Türkiye'deki herhangi bir takımın yurt dışında oynadığı maçlar söz konusu olduğunda o takımları tuttuğunu ifade eden Müezzinoğlu, "Yurt dışındaki her başarı bu milletin başarısıdır" dedi.

"Eve erken geliyor mu?"

Sağlık Bakanı Müezzinoğlu Editör Masası'na Edirne'den bağlanan ve 6 ay önce nişan yüzüklerini taktığı Cankaloğlu çiftiyle de görüştü.

Çifte evliliklerinin nasıl gittiğini soran Müezzinoğlu, olumlu yanıt almasının ardından bebek müjdeleri olup olmadığına yönelik soru yöneltti.

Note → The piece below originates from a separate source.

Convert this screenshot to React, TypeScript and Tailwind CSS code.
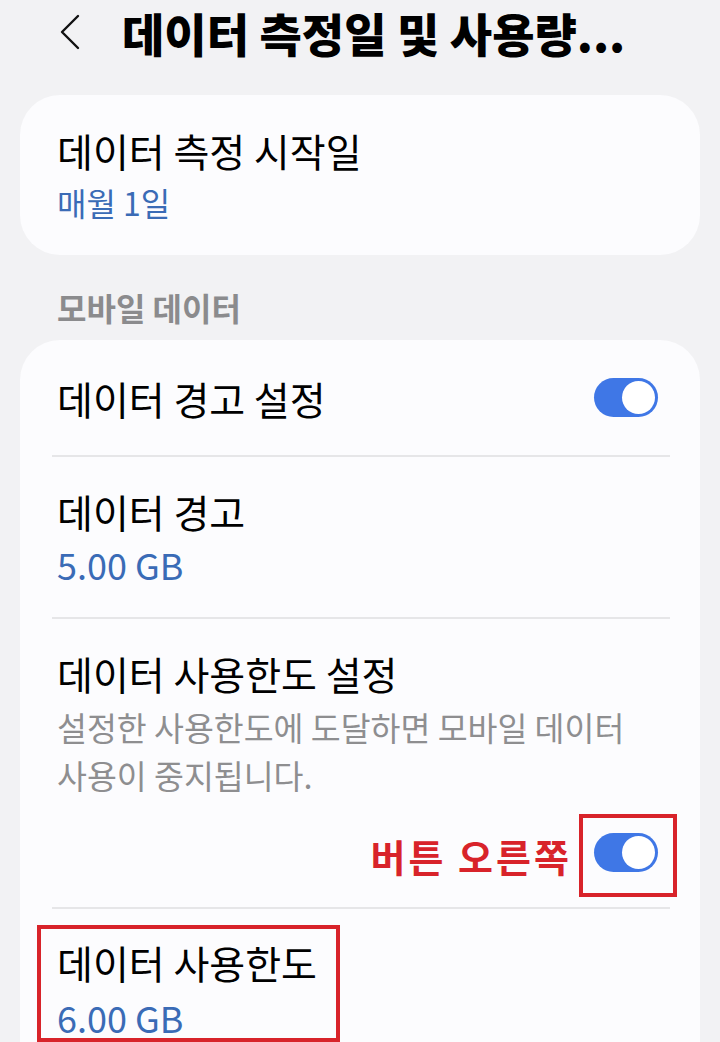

Alpaslan Cankaloğlu, en kısa zamanda Bakan Müezzinoğlu'na müjdeyi vereceklerini ifade etti.

Müezzinoğlu ayrıca Dilek Cankaloğlu'na "Alpaslan eve erken geliyor mu?" diye sordu. Dilek Cankaloğlu'nun, "Erken geliyor. Gelmek zorunda" yanıtı Bakan Müezzinoğlu'nu güldürdü.

Müezzinoğlu, 6 Temmuz'da Alpaslan Cankaloğlu ve ailesiyle Dilek Cankaloğlu'nu istemeye gitmiş ve çiftin nişan yüzüklerini takmıştı. Cankaloğlu çifti 27 Ekim'de evlenmişti.

AA Genel Müdürü Kemal Öztürk, toplantının sonunda Müezzinoğlu'na, 4 Ağustos 2007'de TBMM'de yemin ederken çekilen bir fotoğrafını ve Anadolu Ajansı'nın "haberci güvercini"nin biblosunu hediye etti.